Many supporters of the strict punishment regime have tried to justify the actions of Officer Pantaleo. The supporters of the strict punishment regime would be following James Q. Wilson retributivism example because Wilson believed, ‘punishment as a form of deterrence, wants long sentences for repeat offenders no matter what the crime, ridicules most efforts of rehabilitation, demand incapacitation for serious offenders, and urges the construction of more prisons’ (Ferguson 54). By following Wilson’s strong retributivism example, these supporters of the strict punishment regime have tried to justify Pantaleo’s actions by saying not only did Garner resist arrest but he was actually put in a submission hold which led to Garner’s own obesity and asthma causing his death (Shapiro para 12). According to Pantaleo’s attorney, Stuart London, ‘He indicated he never used a chokehold’ (Prokupecz para 2). But, according to the New York City’s Chief Medical Examiner, ‘compression of neck (chokehold), compression of chest, and prone positioning during physical restraint by police’ (Nathan para 2), were the factors that could have only occurred through a choke hold and were the catalyst that caused his other natural problems to kill him. It can be assumed that Garner would not have died if the choke hold was not used. So, under no circumstances was officer Pantaleo supposed to use choke hold, yet he did and evaded his punishment. This demonstrated the beliefs help the strict punishment regime supporters have are also heavily supported by the public because if they were not supported then Officer Pantaleo would certainly have been indicted. By the public siding with the punishment regime and the retributivistism form of justice, the system may take longer and harder to change and not focus on rehabilitation to create a society where ‘the greatest happiness shared among the greatest numbers’ (Ferguson 39). Rather than focusing on how we should enforce the punishment regime and retributivism, we should focus on making punishment regime more rehabilitation focused so then we could actually change people to possibly function in society. We should also take into account the role of punishers and by holding them responsible for their actions to form a more just and fair punishment regime.

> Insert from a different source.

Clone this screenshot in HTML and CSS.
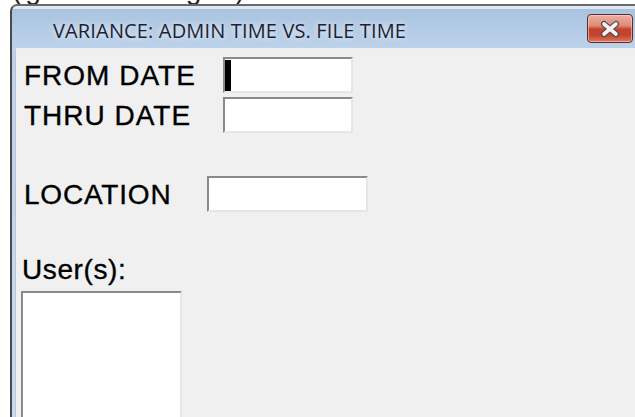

This continued acceptance of a strict and unforgiving punishment regime is one of the most important yet unknown problems that American society might be facing today. This continued acceptance of this strict punishment regime and the injustices that come along with it will make our society more focused on making punishment more retributivisitism than on rehabilitation. Not only that, but we as a society will continue to stigmatize the punished as just lesser beings and therefore lose our humanity and compassion that makes us the human beings we are. The steps on dismantling this strict punishment regime is making each job in the punishment regime more accountable for their actions so there is not a distribution of responsibility. By taking responsibility in each role has in the punishment regime then one can possibly feel a sense of responsibility that each one has in making this a morally just society where the law can be possibly better interpreted for more proportional punishment. Not only does the system have to change but, we as a society need to stop being so oblivious or ignorant to this strict punishment regime by allowing its injustice to continue. We as human beings have a moral responsibility to try to regulate this punishment system so that it can represent the true and just society we can possibly be (Ferguson 16). With all of these factors working together then can we truly possible bring change. As Napoleon Bonaparte once said, ‘The world suffers not because of the violence of bad people, but because of the silence of good people.’